■ **TASK**:
From the entries that follow, list every line in which the string "React" appears.

■ **DATASET RECORDS**:
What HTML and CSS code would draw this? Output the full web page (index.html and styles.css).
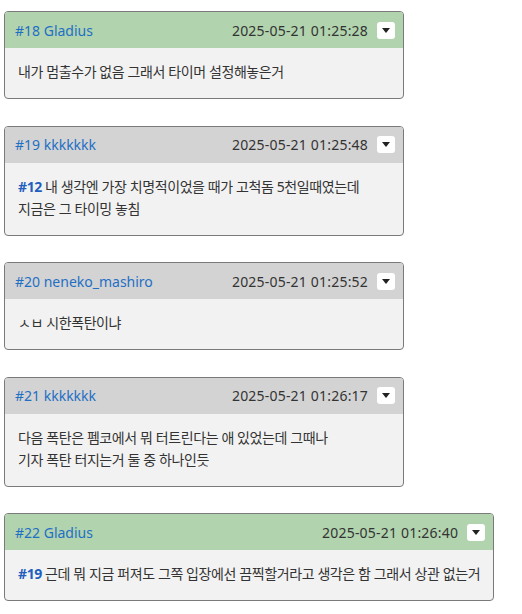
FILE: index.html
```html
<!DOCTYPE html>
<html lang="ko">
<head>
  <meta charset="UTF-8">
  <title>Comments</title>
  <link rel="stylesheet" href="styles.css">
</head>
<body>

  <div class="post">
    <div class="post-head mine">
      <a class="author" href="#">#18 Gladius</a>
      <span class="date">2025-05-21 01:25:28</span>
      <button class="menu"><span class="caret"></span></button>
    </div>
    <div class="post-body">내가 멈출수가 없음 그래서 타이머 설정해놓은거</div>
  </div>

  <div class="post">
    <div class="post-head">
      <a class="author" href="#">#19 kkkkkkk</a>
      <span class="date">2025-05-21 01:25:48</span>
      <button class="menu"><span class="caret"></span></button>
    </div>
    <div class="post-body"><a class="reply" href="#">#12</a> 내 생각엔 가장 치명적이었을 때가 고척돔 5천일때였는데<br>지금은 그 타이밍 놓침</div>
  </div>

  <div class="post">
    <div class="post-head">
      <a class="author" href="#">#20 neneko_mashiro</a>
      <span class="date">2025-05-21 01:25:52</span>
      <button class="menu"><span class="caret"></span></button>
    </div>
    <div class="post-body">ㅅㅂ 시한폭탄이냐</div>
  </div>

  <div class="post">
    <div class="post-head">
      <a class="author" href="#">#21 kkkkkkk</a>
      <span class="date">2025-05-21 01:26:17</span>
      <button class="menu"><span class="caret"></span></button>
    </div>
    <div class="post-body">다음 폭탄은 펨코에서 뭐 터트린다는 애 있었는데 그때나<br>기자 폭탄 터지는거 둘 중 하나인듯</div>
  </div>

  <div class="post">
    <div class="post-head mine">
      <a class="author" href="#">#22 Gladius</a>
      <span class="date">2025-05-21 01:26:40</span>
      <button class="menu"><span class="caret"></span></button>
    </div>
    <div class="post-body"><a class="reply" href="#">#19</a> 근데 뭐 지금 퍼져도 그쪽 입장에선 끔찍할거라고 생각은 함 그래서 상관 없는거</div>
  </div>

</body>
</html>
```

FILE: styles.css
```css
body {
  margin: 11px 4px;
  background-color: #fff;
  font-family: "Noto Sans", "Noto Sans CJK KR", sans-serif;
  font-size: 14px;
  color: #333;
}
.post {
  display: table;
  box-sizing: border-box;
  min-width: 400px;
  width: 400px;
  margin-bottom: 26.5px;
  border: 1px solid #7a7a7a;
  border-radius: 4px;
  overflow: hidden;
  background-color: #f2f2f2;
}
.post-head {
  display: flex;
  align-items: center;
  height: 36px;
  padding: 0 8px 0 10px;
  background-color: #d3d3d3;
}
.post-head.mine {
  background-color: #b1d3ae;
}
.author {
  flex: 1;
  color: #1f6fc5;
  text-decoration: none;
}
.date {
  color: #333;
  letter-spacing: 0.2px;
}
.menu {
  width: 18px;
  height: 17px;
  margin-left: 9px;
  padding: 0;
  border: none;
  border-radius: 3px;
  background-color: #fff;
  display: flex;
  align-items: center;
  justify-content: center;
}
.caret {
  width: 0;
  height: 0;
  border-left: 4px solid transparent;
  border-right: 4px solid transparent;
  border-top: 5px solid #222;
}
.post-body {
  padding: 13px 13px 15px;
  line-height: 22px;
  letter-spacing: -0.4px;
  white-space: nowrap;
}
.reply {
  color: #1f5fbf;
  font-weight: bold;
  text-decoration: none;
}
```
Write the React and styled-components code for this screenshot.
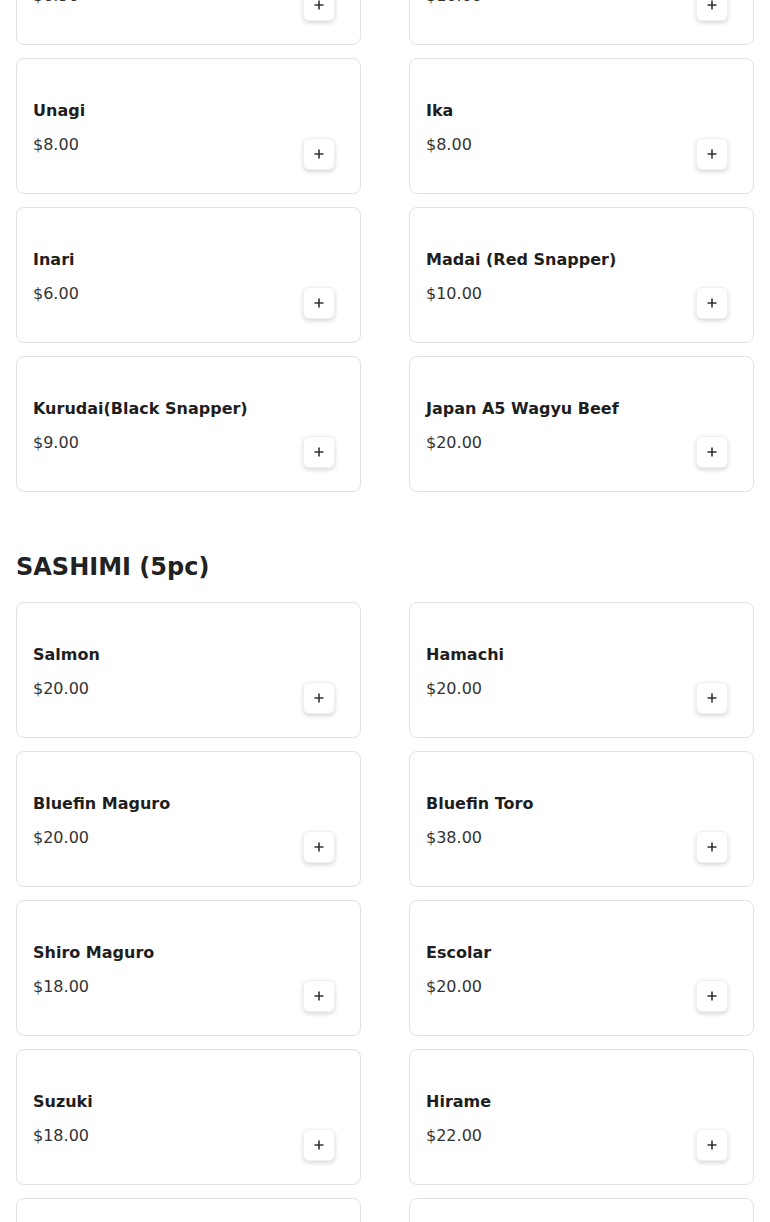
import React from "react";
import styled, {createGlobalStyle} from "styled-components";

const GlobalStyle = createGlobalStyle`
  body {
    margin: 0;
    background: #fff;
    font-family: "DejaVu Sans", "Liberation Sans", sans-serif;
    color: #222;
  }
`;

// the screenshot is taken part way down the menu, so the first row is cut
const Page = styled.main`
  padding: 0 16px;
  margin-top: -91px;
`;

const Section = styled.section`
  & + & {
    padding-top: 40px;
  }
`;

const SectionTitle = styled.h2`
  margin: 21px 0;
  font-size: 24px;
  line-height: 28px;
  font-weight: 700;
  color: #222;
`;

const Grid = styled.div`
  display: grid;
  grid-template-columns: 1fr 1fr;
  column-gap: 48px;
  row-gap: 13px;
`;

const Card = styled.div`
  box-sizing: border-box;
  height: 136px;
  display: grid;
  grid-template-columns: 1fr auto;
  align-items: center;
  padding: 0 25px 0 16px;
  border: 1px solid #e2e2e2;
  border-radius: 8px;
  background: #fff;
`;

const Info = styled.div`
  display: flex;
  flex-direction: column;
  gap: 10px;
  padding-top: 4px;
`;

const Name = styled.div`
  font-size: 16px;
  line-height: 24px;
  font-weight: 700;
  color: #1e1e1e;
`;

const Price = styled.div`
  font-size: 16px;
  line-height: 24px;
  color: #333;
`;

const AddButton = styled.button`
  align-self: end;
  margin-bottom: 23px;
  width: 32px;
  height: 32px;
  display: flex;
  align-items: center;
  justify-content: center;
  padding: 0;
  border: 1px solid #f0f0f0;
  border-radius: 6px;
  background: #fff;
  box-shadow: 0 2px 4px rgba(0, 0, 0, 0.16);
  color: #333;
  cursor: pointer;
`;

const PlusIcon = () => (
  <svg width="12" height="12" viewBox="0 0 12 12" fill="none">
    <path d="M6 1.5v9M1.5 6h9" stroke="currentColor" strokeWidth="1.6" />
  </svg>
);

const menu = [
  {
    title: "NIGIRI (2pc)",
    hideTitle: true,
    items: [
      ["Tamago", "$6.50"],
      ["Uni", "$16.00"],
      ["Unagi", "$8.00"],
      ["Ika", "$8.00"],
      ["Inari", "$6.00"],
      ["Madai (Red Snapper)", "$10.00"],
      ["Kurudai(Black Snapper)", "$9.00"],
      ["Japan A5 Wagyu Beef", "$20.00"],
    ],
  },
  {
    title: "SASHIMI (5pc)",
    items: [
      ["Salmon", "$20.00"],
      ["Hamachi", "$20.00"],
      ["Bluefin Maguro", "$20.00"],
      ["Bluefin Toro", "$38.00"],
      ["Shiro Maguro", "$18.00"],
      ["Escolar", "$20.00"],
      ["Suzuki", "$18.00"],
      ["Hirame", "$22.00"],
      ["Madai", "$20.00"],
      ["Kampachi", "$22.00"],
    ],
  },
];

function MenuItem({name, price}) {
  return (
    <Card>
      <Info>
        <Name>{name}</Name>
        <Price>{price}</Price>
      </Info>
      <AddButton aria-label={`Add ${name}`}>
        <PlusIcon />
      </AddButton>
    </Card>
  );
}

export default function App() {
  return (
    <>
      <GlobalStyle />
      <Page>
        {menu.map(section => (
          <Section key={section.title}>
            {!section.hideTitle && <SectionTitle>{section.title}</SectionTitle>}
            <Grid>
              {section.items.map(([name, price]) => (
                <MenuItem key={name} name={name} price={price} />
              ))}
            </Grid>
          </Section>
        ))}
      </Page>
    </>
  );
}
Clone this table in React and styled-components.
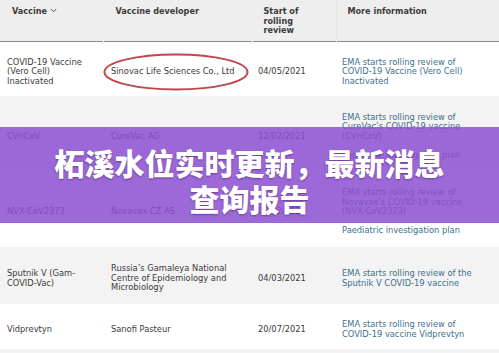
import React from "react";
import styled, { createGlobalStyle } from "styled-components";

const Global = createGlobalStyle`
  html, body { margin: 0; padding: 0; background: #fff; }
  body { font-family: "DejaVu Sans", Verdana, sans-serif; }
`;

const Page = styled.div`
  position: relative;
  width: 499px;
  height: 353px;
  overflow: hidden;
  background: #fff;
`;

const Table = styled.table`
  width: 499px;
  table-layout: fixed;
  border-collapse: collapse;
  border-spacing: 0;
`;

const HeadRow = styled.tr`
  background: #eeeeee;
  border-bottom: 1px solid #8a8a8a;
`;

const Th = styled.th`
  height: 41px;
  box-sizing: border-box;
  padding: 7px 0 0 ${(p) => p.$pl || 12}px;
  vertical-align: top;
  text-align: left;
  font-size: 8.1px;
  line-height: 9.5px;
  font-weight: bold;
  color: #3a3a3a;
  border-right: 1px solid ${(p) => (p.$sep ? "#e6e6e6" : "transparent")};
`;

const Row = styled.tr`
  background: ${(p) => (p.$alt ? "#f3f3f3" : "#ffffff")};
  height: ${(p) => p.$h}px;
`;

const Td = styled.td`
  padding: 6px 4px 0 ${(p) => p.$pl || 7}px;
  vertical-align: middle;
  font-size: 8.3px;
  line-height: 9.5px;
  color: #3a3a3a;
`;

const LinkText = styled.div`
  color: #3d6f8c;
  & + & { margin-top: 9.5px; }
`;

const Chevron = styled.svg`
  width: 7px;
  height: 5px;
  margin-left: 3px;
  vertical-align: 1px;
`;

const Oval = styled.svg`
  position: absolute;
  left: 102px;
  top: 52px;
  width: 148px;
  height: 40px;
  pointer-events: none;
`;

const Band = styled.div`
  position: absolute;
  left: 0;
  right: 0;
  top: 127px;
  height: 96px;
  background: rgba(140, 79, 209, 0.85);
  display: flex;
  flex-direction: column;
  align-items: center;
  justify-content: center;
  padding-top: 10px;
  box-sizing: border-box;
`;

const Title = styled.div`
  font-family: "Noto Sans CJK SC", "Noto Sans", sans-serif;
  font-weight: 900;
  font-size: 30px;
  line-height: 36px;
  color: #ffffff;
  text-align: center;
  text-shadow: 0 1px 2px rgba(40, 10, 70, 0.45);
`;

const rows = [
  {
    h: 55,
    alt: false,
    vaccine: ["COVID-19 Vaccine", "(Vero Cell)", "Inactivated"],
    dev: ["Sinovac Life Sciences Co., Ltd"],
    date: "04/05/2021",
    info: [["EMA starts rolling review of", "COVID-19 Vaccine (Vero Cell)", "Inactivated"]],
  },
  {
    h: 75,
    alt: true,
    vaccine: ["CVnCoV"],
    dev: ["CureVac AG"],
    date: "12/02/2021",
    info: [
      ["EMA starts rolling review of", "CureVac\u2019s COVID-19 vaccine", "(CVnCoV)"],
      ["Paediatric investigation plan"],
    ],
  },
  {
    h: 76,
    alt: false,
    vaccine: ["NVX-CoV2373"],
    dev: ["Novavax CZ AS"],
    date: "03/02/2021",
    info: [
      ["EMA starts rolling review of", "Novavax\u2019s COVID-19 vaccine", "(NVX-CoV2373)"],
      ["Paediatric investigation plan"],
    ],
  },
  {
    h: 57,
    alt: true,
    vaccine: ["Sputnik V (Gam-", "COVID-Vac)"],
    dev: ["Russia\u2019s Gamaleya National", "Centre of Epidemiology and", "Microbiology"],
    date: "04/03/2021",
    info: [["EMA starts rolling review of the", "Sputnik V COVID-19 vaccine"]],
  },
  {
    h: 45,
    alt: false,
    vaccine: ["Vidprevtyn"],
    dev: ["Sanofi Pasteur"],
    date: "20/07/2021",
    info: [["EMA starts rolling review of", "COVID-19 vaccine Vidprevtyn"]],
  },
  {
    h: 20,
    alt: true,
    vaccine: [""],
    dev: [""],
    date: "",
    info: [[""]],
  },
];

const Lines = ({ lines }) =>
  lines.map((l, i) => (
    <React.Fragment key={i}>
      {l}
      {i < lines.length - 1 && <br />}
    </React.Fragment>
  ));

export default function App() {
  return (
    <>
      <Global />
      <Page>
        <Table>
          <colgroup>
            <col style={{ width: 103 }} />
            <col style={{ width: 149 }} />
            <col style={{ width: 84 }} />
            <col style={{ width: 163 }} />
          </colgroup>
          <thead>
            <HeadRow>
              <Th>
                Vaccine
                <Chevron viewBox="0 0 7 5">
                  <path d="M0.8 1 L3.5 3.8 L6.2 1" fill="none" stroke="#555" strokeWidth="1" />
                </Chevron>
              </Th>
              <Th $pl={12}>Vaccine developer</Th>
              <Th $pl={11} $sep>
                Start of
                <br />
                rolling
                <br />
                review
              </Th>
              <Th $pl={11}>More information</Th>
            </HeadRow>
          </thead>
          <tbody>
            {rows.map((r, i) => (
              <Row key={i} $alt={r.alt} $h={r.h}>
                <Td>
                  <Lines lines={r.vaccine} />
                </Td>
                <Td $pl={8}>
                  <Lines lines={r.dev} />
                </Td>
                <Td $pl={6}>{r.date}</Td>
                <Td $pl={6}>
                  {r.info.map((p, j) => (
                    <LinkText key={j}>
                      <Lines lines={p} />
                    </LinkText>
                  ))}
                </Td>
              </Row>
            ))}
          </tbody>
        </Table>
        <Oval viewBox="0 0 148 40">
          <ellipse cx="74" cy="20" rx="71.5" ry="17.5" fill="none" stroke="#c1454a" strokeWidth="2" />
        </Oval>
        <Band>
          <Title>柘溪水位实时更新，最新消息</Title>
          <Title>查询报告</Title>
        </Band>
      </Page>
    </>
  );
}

■ **REPLY TO THE EXERCISE**:
Write the React and styled-components code for this screenshot.
import React from "react";
Clone this table in React and styled-components.
import React from "react";
    <React.Fragment key={i}>
    </React.Fragment>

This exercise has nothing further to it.